Nem mesmo o Partido Comunista Francês (que em certo momento tentou direcionar o movimento no sentido de acordos políticos institucionais) conseguiu colocar um freio na avalanche contestatória, que mais pareceu ter a força de uma inundação que tudo arrasta.
Um das frases da Internacional Situacionista, representada por Guy Debord (autor do livro A sociedade do Espetáculo, de 1967), críticas à linha stalinista do marxismo tradicional, inscritas nos muros de Paris, era a que serve de epígrafe para este artigo: Ne travaillez jamais, questionando a essência do sistema produtor de mercadorias, pois negava não apenas o quantum de remuneração dos trabalhadores, mas o trabalho assalariado em si, considerado como fonte de toda a miséria capitalista.
Diante da Sorbonne: sejam realistas, peçam o impossível. |
Outro slogan memorável: A imaginação ao poder. Uma heresia para os conformistas que, independentemente de orientações ideológicas, preferiam manter-se nos caminhos rotineiros da política convencional a embarcarem na jornada ao desconhecido proposta pelos jovens.
O maio de 68 colocou, portanto, em xeque tanto a direita quanto a esquerda tradicional, que mais se escandalizou do que deslumbrou ao ver a utopia revolucionária ganhar as ruas e erguer barricadas como as da Comuna de Paris de 1871.

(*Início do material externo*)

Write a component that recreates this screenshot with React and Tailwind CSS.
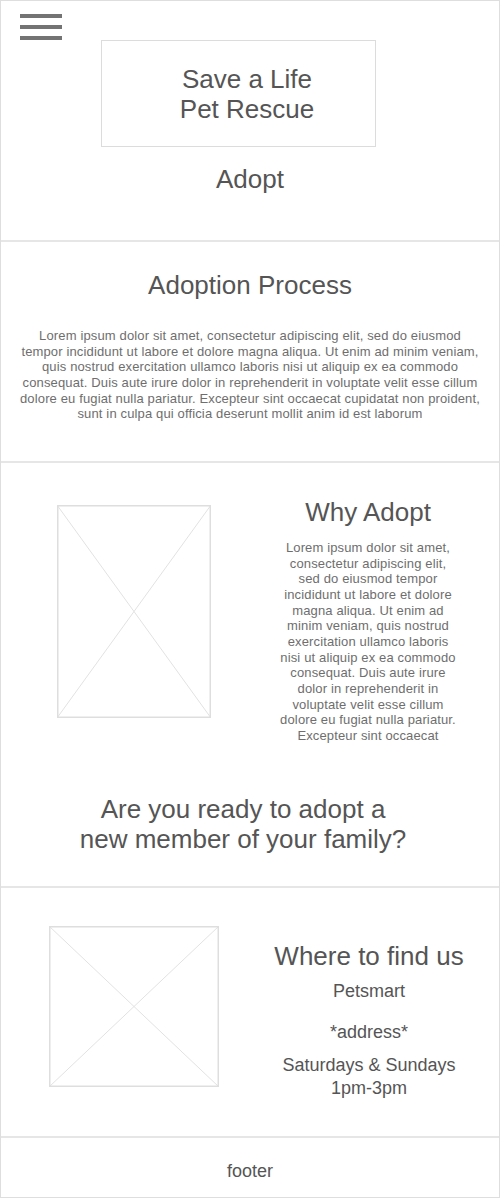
import React from "react";

const FONT = { fontFamily: '"Liberation Sans", Arial, Helvetica, sans-serif' };

function Placeholder({ w, h, className }) {
  return (
    <svg width={w} height={h} viewBox={`0 0 ${w} ${h}`} className={className}>
      <line x1="0" y1="0" x2={w} y2={h} stroke="#e2e2e2" strokeWidth="1" />
      <line x1={w} y1="0" x2="0" y2={h} stroke="#e2e2e2" strokeWidth="1" />
      <rect x="0.75" y="0.75" width={w - 1.5} height={h - 1.5} fill="none" stroke="#dedede" strokeWidth="1.5" />
    </svg>
  );
}

const LOREM =
  "Lorem ipsum dolor sit amet, consectetur adipiscing elit, sed do eiusmod tempor incididunt ut labore et dolore magna aliqua. Ut enim ad minim veniam, quis nostrud exercitation ullamco laboris nisi ut aliquip ex ea commodo consequat. Duis aute irure dolor in reprehenderit in voluptate velit esse cillum dolore eu fugiat nulla pariatur. Excepteur sint occaecat cupidatat non proident, sunt in culpa qui officia deserunt mollit anim id est laborum";

const LOREM_SHORT =
  "Lorem ipsum dolor sit amet, consectetur adipiscing elit, sed do eiusmod tempor incididunt ut labore et dolore magna aliqua. Ut enim ad minim veniam, quis nostrud exercitation ullamco laboris nisi ut aliquip ex ea commodo consequat. Duis aute irure dolor in reprehenderit in voluptate velit esse cillum dolore eu fugiat nulla pariatur. Excepteur sint occaecat";

export default function App() {
  return (
    <div
      style={FONT}
      className="w-[500px] h-[1198px] border border-[#dedede] bg-white flex flex-col text-[#555555]"
    >
      {/* Header */}
      <header className="h-[241px] border-b-2 border-[#e6e6e6] pt-[13px]">
        <div className="ml-[19px] w-[42px] flex flex-col gap-[7px]">
          <div className="h-[4px] bg-[#737373]" />
          <div className="h-[4px] bg-[#737373]" />
          <div className="h-[4px] bg-[#737373]" />
        </div>
        <div className="ml-[100px] w-[275px] h-[107px] border border-[#dcdcdc] flex items-center justify-center pl-[17px]">
          <div className="text-[26px] leading-[30px] text-center">
            Save a Life
            <br />
            Pet Rescue
          </div>
        </div>
        <div className="mt-[17px] text-[26px] leading-[30px] text-center">Adopt</div>
      </header>

      {/* Adoption Process */}
      <section className="h-[221px] border-b-2 border-[#e6e6e6] pt-[28px]">
        <h2 className="text-[26px] leading-[30px] text-center">Adoption Process</h2>
        <p className="mt-[28px] w-[462px] mx-auto text-[13px] leading-[15.67px] tracking-[0.14px] text-center text-[#6e6e6e]">
          {LOREM}
        </p>
      </section>

      {/* Why Adopt */}
      <section className="h-[425px] border-b-2 border-[#e6e6e6] pt-[34px]">
        <div className="flex items-start">
          <Placeholder w={154} h={213} className="ml-[56px] mt-[8px] shrink-0" />
          <div className="ml-[57px] w-[200px] shrink-0">
            <h2 className="text-[26px] leading-[30px] text-center">Why Adopt</h2>
            <p className="mt-[13px] w-[178px] mx-auto text-[13px] leading-[15.67px] tracking-[0.14px] text-center text-[#6e6e6e]">
              {LOREM_SHORT}
            </p>
          </div>
        </div>
        <div className="mt-[50px] pr-[14px] text-[26px] leading-[30px] text-center">
          Are you ready to adopt a
          <br />
          new member of your family?
        </div>
      </section>

      {/* Where to find us */}
      <section className="h-[250px] border-b-2 border-[#e6e6e6]">
        <div className="flex items-start">
          <Placeholder w={170} h={161} className="ml-[48px] mt-[38px] shrink-0" />
          <div className="ml-[50px] mt-[53px] w-[200px] shrink-0 text-center">
            <h2 className="text-[26px] leading-[30px] whitespace-nowrap">Where to find us</h2>
            <div className="mt-[9px] text-[18px] leading-[23px]">Petsmart</div>
            <div className="mt-[18px] text-[18px] leading-[23px]">*address*</div>
            <div className="mt-[10px] text-[18px] leading-[23px]">
              Saturdays &amp; Sundays
              <br />
              1pm-3pm
            </div>
          </div>
        </div>
      </section>

      {/* Footer */}
      <footer className="flex-1 pt-[22px] text-[18px] leading-[23px] text-center">footer</footer>
    </div>
  );
}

O movimento destacava aspectos como sexualidade e prazer na sociedade mercantil, criticando-a por transformar todas as pessoas em peças de uma engrenagem sufocante da vida social. Nada mais atual.
Naqueles dias todo o sistema capitalista francês, tanto do ponto de vista econômico como institucional sentiu a força de que é capaz a mobilização popular. As fábricas, grande comércio e setores de serviços passaram às mãos do povo, ante a impotência do aparato repressivo.
As forças militares, rechaçadas pelos cidadãos, não tiveram como conter o transbordamento de resistência e alegria dos que lutavam ao tomarem seus destinos seus destinos nas mãos. A greve geral que se seguiu às manifestações levou uma multidão de mais de 1 milhão de pessoas às ruas de Paris, contando com a adesão de quase todas as profissões.
Entretanto, ainda que a insatisfação com o sistema fosse manifesta, o movimento não teve depois continuidade, por falta de uma proposição teórica que soubesse aglutinar todo o potencial revolucionário nele contido. Não estava claro que o passo seguinte deveria ser a abolição dos construtos capitalistas, alicerçados por suas categorias fundantes: trabalho abstrato, trabalhador, dinheiro, mercadorias, mercado, estado e política.
Na esteira do vácuo de encaminhamentos consequentes como a tomada das fábricas para a produção de bens socialmente úteis e serviços necessários ao consumo cotidiano, veio uma retomada do controle por parte dos que entendem que somente pode existir vida social a partir da produção de valor (dinheiro e mercadorias) e de uma organização estatal verticalizada.
Paulatinamente os trabalhadores recomeçaram a produzir mercadorias; os dirigentes sindicais voltaram à sua rotina de negociação de pedintes de melhoras salariais e consequente afirmação do trabalho abstrato; as instituições do Estado retomaram o discurso hipócrita habitual, de defesa da cidadania; e se restabeleceu o marasmo opressor preexistente.
Entretanto, como não há mal que dure para sempre, ainda reverberam nos ouvidos dos cidadãos os ecos do maio de 68, até porque a insatisfação popular é agora acirrada pela crise irreversível do capitalismo, com ingredientes novos como a insensatez ecológica suicida.
Por Dalton Rosado |
Nunca foi tão necessário reatarmos os fios da História, com a volta dos cidadãos às ruas, às greves e às barricadas, nestes tempos em que o capitalismo novamente nos apresenta sua face mais medonha e as condições novamente estão dadas para suas vítimas o confrontarem em ampla escala, como naquele ano memorável em que o povo francês, de tantas jornadas libertárias, por algumas semanas tomou conhecimento de sua força.